Turner, a two-time ACC Defensive Player of the Year, particularly helps ND at that end.
“We have a shot blocker back and that’s so exciting for me, McGraw said.
Turner has averaged 2.6 blocks per game during her Irish career and altered countless other shots. ND as a team averaged just 3.2 blocks last season, with Shepard the leader at 0.7.
“I think Bri and I will complement each other very well,” Shepard said. “We both bring different things to the game. We’re very different in some ways.”
Turner, besides being a defensive standout, runs the floor well for a big and excels in pick-and-roll situations, according to McGraw. Shepard is a highly skilled passer among bigs and can do offensive damage outside the paint.
Espousing the zone
As the injuries mounted last season, so did Notre Dame’s use of zone defense as a way to counter the team’s shortened bench. The zone produced less energy spent chasing and fewer fouls, and soon the Irish were excelling in it.
McGraw says the Irish probably won’t play as much zone this season despite the success — and despite the opinion of her husband, Matt.
“I was talking about playing zone,” McGraw recalled of a recent discussion with her staff, “and Matt overheard me as I said ‘I don’t think we’re going to play as much zone,’ and he said, ‘Well, you know, you won the national championship playing zone.
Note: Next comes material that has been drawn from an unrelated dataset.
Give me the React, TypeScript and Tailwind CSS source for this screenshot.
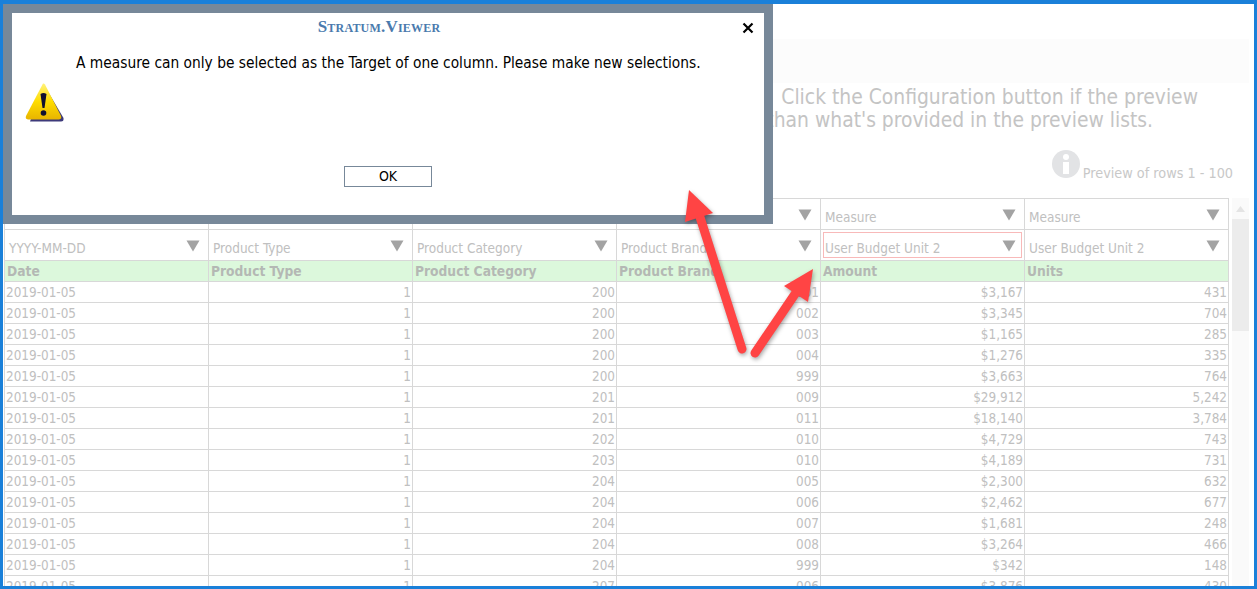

I’m not a coach, but it sounds to me like that might be a good idea to try again.’
“I think we definitely will throw some zone in,” McGraw continued, “but we are capable of playing more man-to-man, which in a lot of games was still a necessity. I’m looking forward to being able to play a lot of different options, (including) press more, which was something we really couldn’t do at all before.”